Di recente ho letto Catena Alimentare di Stefano Tevini, editore Lambda House.
Quando l'ho iniziato, mi ero fatto tutt'altra idea su dove l'autore sarebbe andato a parare. Mi sono quindi trovato spiazzato due volte: la prima perché ne avevo letto una presentazione e non mi aspettavo che si partisse solidali con un protagonista negativo, un antieroe, al culmine della sua ascesa sociale, la seconda perché non mi aspettavo che la storia tornasse invece subito alle origini in cui Gootchi è un signor nessuno, una nullità senza grinta in un mondo in cui sembra destinato a essere schiacciato. Da qui, grazie all'aiuto di un personal coach, assistiamo alla sua crescita e all'emergere del predatore sopito dentro di lui, fino all'epilogo che lascia una terza volta spiazzati - ma questa volta un po' me l'aspettavo - e si ricollega all'inizio. Lo scenario è quello di un mondo andato oltre, senza più stati (falliti) né leggi, ma governati, se si può dire, da chi ha e da chi può, dove il peso contrattuale dell'individuo, in qualsiasi contesto, è determinato dalle risorse di cui dispone. In qualche modo questo mondo va avanti e personaggi senza scrupoli sono ai vertici della società, dove denaro, spregiudicatezza e reputazione sono le tre monete che garantiscono il successo, almeno fino al prossimo colpo di scena. Manco a dirlo, Gootchi risale questa sanguinosa catena alimentare in una sorta di parabola negativa, raccontandoci senza filtri le nefandezze di un mondo senza più leggi né morale.
La scrittura di Tevini è veloce e scorrevole, non edulcora nulla e arriva dritta al punto. E fa male.
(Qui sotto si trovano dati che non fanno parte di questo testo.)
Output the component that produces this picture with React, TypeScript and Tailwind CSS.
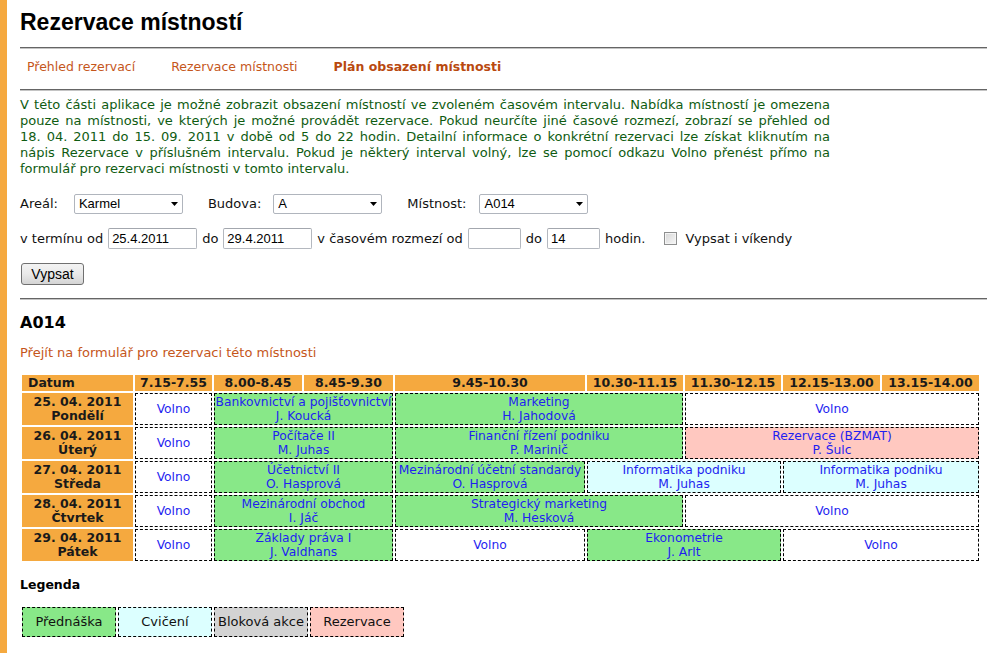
import React from "react";

type Kind = "free" | "lecture" | "exercise" | "reserve";

interface Slot {
  span: number;
  kind: Kind;
  title?: string;
  who?: string;
}

interface Day {
  date: string;
  day: string;
  slots: Slot[];
}

const kindBg: Record<Kind, string> = {
  free: "bg-white",
  lecture: "bg-[#88e888]",
  exercise: "bg-[#dcffff]",
  reserve: "bg-[#ffc8c0]",
};

const times = [
  "7.15-7.55",
  "8.00-8.45",
  "8.45-9.30",
  "9.45-10.30",
  "10.30-11.15",
  "11.30-12.15",
  "12.15-13.00",
  "13.15-14.00",
];

const days: Day[] = [
  {
    date: "25. 04. 2011",
    day: "Pondělí",
    slots: [
      { span: 1, kind: "free" },
      { span: 2, kind: "lecture", title: "Bankovnictví a pojišťovnictví", who: "J. Koucká" },
      { span: 2, kind: "lecture", title: "Marketing", who: "H. Jahodová" },
      { span: 3, kind: "free" },
    ],
  },
  {
    date: "26. 04. 2011",
    day: "Úterý",
    slots: [
      { span: 1, kind: "free" },
      { span: 2, kind: "lecture", title: "Počítače II", who: "M. Juhas" },
      { span: 2, kind: "lecture", title: "Finanční řízení podniku", who: "P. Marinič" },
      { span: 3, kind: "reserve", title: "Rezervace (BZMAT)", who: "P. Šulc" },
    ],
  },
  {
    date: "27. 04. 2011",
    day: "Středa",
    slots: [
      { span: 1, kind: "free" },
      { span: 2, kind: "lecture", title: "Účetnictví II", who: "O. Hasprová" },
      { span: 1, kind: "lecture", title: "Mezinárodní účetní standardy", who: "O. Hasprová" },
      { span: 2, kind: "exercise", title: "Informatika podniku", who: "M. Juhas" },
      { span: 2, kind: "exercise", title: "Informatika podniku", who: "M. Juhas" },
    ],
  },
  {
    date: "28. 04. 2011",
    day: "Čtvrtek",
    slots: [
      { span: 1, kind: "free" },
      { span: 2, kind: "lecture", title: "Mezinárodní obchod", who: "I. Jáč" },
      { span: 2, kind: "lecture", title: "Strategický marketing", who: "M. Hesková" },
      { span: 3, kind: "free" },
    ],
  },
  {
    date: "29. 04. 2011",
    day: "Pátek",
    slots: [
      { span: 1, kind: "free" },
      { span: 2, kind: "lecture", title: "Základy práva I", who: "J. Valdhans" },
      { span: 1, kind: "free" },
      { span: 2, kind: "lecture", title: "Ekonometrie", who: "J. Arlt" },
      { span: 2, kind: "free" },
    ],
  },
];

const Rule = () => (
  <div className="h-[2px] border-t border-b border-t-[#656565] border-b-[#c4c4c4]" />
);

const Select = ({ value }: { value: string }) => (
  <div className="relative w-[109px] h-[20px]">
    <select
      defaultValue={value}
      className="appearance-none w-full h-full rounded-[2px] border border-[#b0b5bd] bg-white pl-[4px] text-[13px] leading-[18px] text-black font-['Liberation_Sans',sans-serif] outline-none"
    >
      <option>{value}</option>
    </select>
    <svg
      className="pointer-events-none absolute right-[5px] top-[8px]"
      width="7"
      height="4"
      viewBox="0 0 7 4"
    >
      <path d="M0 0h7L3.5 4z" fill="#000" />
    </svg>
  </div>
);

const TextBox = ({ value, w }: { value: string; w: string }) => (
  <input
    defaultValue={value}
    className={`${w} h-[21px] rounded-[2px] border border-[#b4b8bf] border-t-[#a3a7ae] bg-white pl-[3px] text-[13px] text-black font-['Liberation_Sans',sans-serif] outline-none`}
  />
);

export default function App() {
  return (
    <div className="flex min-h-screen bg-white font-['DejaVu_Sans',sans-serif] text-[#111]">
      <div className="w-[7px] shrink-0 bg-[#f5a93f]" />

      <div className="flex-1 pl-[13px]">
        {/* HEADER */}
        <h1 className="mt-[8px] text-[23px] leading-[28px] font-bold text-black font-['Liberation_Sans',sans-serif]">
          Rezervace místností
        </h1>

        <div className="mt-[11px]">
          <Rule />
        </div>

        <nav className="flex pt-[10px] pb-[14px] pl-[7px] text-[12.5px] leading-[16px] text-[#c5561b]">
          <span>Přehled rezervací</span>
          <span className="ml-[36px]">Rezervace místnosti</span>
          <span className="ml-[36px] font-bold text-[#b9490f]">Plán obsazení místnosti</span>
        </nav>

        <Rule />

        {/* INTRO */}
        <div className="mt-[6px] w-[810px] text-[13px] leading-[16px] text-[#0f5c12]">
          <p className="text-justify [text-align-last:justify]">
            V této části aplikace je možné zobrazit obsazení místností ve zvoleném časovém intervalu. Nabídka místností je omezena
          </p>
          <p className="text-justify [text-align-last:justify]">
            pouze na místnosti, ve kterých je možné provádět rezervace. Pokud neurčíte jiné časové rozmezí, zobrazí se přehled od
          </p>
          <p className="text-justify [text-align-last:justify]">
            18. 04. 2011 do 15. 09. 2011 v době od 5 do 22 hodin. Detailní informace o konkrétní rezervaci lze získat kliknutím na
          </p>
          <p className="text-justify [text-align-last:justify]">
            nápis Rezervace v příslušném intervalu. Pokud je některý interval volný, lze se pomocí odkazu Volno přenést přímo na
          </p>
          <p>formulář pro rezervaci místnosti v tomto intervalu.</p>
        </div>

        {/* FILTER */}
        <div className="mt-[17px] flex h-[20px] items-center text-[13px]">
          <span>Areál:</span>
          <div className="ml-[16px]">
            <Select value="Karmel" />
          </div>
          <span className="ml-[25px]">Budova:</span>
          <div className="ml-[12px]">
            <Select value="A" />
          </div>
          <span className="ml-[25px]">Místnost:</span>
          <div className="ml-[13px]">
            <Select value="A014" />
          </div>
        </div>

        <div className="mt-[14px] flex h-[21px] items-center gap-[5px] text-[13px]">
          <span>v termínu od</span>
          <TextBox value="25.4.2011" w="w-[89px]" />
          <span>do</span>
          <TextBox value="29.4.2011" w="w-[89px]" />
          <span>v časovém rozmezí od</span>
          <TextBox value="" w="w-[53px]" />
          <span>do</span>
          <TextBox value="14" w="w-[53px]" />
          <span>hodin.</span>
          <span className="ml-[14px] h-[13px] w-[13px] border border-[#8e8f8f] bg-linear-to-br from-[#d6d6d6] to-[#f7f7f7] shadow-[inset_0_0_0_1px_#f4f4f4]" />
          <span className="ml-[3px]">Vypsat i víkendy</span>
        </div>

        <button className="mt-[14px] ml-px h-[22px] w-[63px] rounded-[3px] border border-[#707070] bg-linear-to-b from-[#f3f3f3] via-[#e9e9e9] to-[#d4d4d4] text-[14px] leading-[20px] text-black font-['Liberation_Sans',sans-serif]">
          Vypsat
        </button>

        <div className="mt-[12px]">
          <Rule />
        </div>

        {/* ROOM */}
        <h2 className="mt-[13px] text-[16px] leading-[20px] font-bold text-black">A014</h2>

        <p className="mt-[12px] text-[13px] leading-[16px] text-[#c5561b]">
          Přejít na formulář pro rezervaci této místnosti
        </p>

        <table className="mt-[12px] w-[961px] table-fixed border-separate border-spacing-[2px] text-[12.3px]">
          <colgroup>
            <col className="w-[111px]" />
            <col className="w-[77px]" />
            <col className="w-[88px]" />
            <col className="w-[89px]" />
            <col className="w-[190px]" />
            <col className="w-[96px]" />
            <col className="w-[96px]" />
            <col className="w-[97px]" />
            <col className="w-[97px]" />
          </colgroup>
          <thead>
            <tr>
              <th className="h-[16px] bg-[#f5a93f] p-0 pl-[6px] text-left text-[12.5px] leading-[16px] font-bold text-[#1a1a1a]">
                Datum
              </th>
              {times.map((t) => (
                <th
                  key={t}
                  className="h-[16px] bg-[#f5a93f] p-0 text-center text-[12.5px] leading-[16px] font-bold text-[#1a1a1a] whitespace-nowrap"
                >
                  {t}
                </th>
              ))}
            </tr>
          </thead>
          <tbody>
            {days.map((d) => (
              <tr key={d.date}>
                <td className="h-[32px] bg-[#f5a93f] p-0 text-center text-[12.5px] leading-[14px] font-bold text-[#1a1a1a]">
                  <div>{d.date}</div>
                  <div>{d.day}</div>
                </td>
                {d.slots.map((s, i) => (
                  <td
                    key={i}
                    colSpan={s.span}
                    className={`h-[32px] border border-dashed border-black p-0 text-center align-middle leading-[14px] whitespace-nowrap text-[#1f1ff0] ${kindBg[s.kind]}`}
                  >
                    {s.title ? (
                      <>
                        <div>{s.title}</div>
                        <div>{s.who}</div>
                      </>
                    ) : (
                      "Volno"
                    )}
                  </td>
                ))}
              </tr>
            ))}
          </tbody>
        </table>

        {/* LEGEND */}
        <h3 className="mt-[14px] text-[12.5px] leading-[16px] font-bold text-black">Legenda</h3>

        <div className="mt-[14px] ml-[2px] flex gap-[2px] text-[13px] text-[#111]">
          <div className="flex h-[30px] w-[94px] items-center justify-center border border-dashed border-black bg-[#88e888]">
            Přednáška
          </div>
          <div className="flex h-[30px] w-[94px] items-center justify-center border border-dashed border-black bg-[#dcffff]">
            Cvičení
          </div>
          <div className="flex h-[30px] w-[94px] items-center justify-center border border-dashed border-black bg-[#d3d3d3]">
            Bloková akce
          </div>
          <div className="flex h-[30px] w-[94px] items-center justify-center border border-dashed border-black bg-[#ffc8c0]">
            Rezervace
          </div>
        </div>
      </div>
    </div>
  );
}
Ma è giusto che lo faccia, altrimenti la distopia sarebbe un genere senza senso e non porrebbe nessun dubbio sui prodromi riconoscibili intorno a noi di un futuro che sarebbe altrimenti troppo estremo e lontano da averne il timore.
Di Tevini avevo già letto anche Testamento di una maschera e Storia di cento occhi, ma commentato qui solo il primo (lo trovate seguendo i tag, insieme a un'intervista all'autore).